Periodic Reporting for period 4 - COREMA (Cell division and the origin of embryonic aneuploidy in preimplantation mouse development)
Okres sprawozdawczy: 2021-07-01 do 2021-12-31
(1) Technology development:
To enable imaging of the long-term fate of individual chromosomes over several divisions in the living preimplantation mouse embryo, we designed the 2nd generation inverted light sheet microscope (iSPIM2) which features extension of a thin light sheet through the entire embryo volume while decreasing the applied light dose to be able to image all blastomeres with high resolution and low phototoxicity. The final design offers thin light sheets with tunable properties and dual, high-powered detection objectives result in high resolution, high contrast views throughout the embryo volume. The iSPIM2 has been validated for multiple samples including mouse embryos (Kromm, Lin, et al., in preparation; patent application has been filed). In parallel we developed computational tracking pipelines to construct a 4D chromosome map of mouse preimplantation development. An open-source tracking implementation is publicly available (https://git.embl.de/grp-ellenberg/kinetochore_tracking).
(1) Biological studies:
The first embryonic division is of particular importance as it facilitates the union of the maternal and paternal genomes. In the past it has been believed that a single spindle combines the maternal and paternal chromosomes. However, we could show that two bipolar spindles form in the zygote which independently congress the maternal and paternal chromosomes, keeping the parental genomes apart during the first cleavage. This intriguing spindle assembly mechanism provides a potential rationale for the erroneous divisions into more than two blastomeric nuclei observed in mammalian zygotes, and reveals the mechanism behind the observation that parental genomes occupy separate nuclear compartments in the two-cell embryo (Reichmann et al., doi:10.1126/science.aar7462). While the zygotic division faces the special challenge of organising two initially separate parental genomes in two spindles, also the subsequent embryonic divisions are highly error prone. We therefore extended our study to characterize the first five cell divisions. To unravel molecular mechanisms of embryonic aneuploidy generation we tested the different mechanisms potentially involved in aneuploidy generation and it became clear that likely an interplay and synergy between several mechanisms is responsible. We also investigated spindle assembly in the bovine system, where (as in humans) only two MTOCs (centrosomes) are present after fertilisation and centriole duplication. In collaboration with Tom Stout and Marta de Ruijter-Villani from the Department of Clinical Sciences, Faculty of Veterinary Medicine at Utrecht University, we found that the two spindles also frequently form even in the presence of the two centrosomes. We showed that two independent spindles form despite the presence of centrosomes, which had little effect on spindle structure and were only loosely connected to the two spindles. We concluded that the dual spindle assembly pathway is conserved in nonrodent mammals, which could explain whole parental genome loss frequently observed in blastomeres of human IVF embryos (Schneider et al., doi:10.1083/jcb.202010106).

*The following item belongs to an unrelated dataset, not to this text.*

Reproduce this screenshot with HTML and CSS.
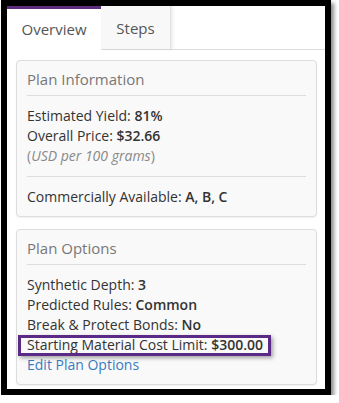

The discovery of the existence of the dual spindle resulted in a broad media coverage across the world and interest by the general public. The impact of this work was highlighted in several German newspapers and magazines (FAZ, Zeit, Süddeutsche, Spektrum der Wissenschaft and EMMA) as well as by a Science perspective article written by Melina Schuh, a Developmental Cell preview article by Michael A. Lampson and a Dispatch in Current Biology article by Marie-Hélène Verlhac. The relevance of our findings for reproductive medicine is furthermore reflected by its influence on ethical discussions especially in Germany. In this context Reichmann et al. was cited in the Leopoldina (German Academy of Science) recommendation for a new law for reproductive medicine presented to the German government in 2021 (https://www.leopoldina.org/uploads/tx_leopublication/2021_Stellungnahme_Embryonenschutz_web.pdf).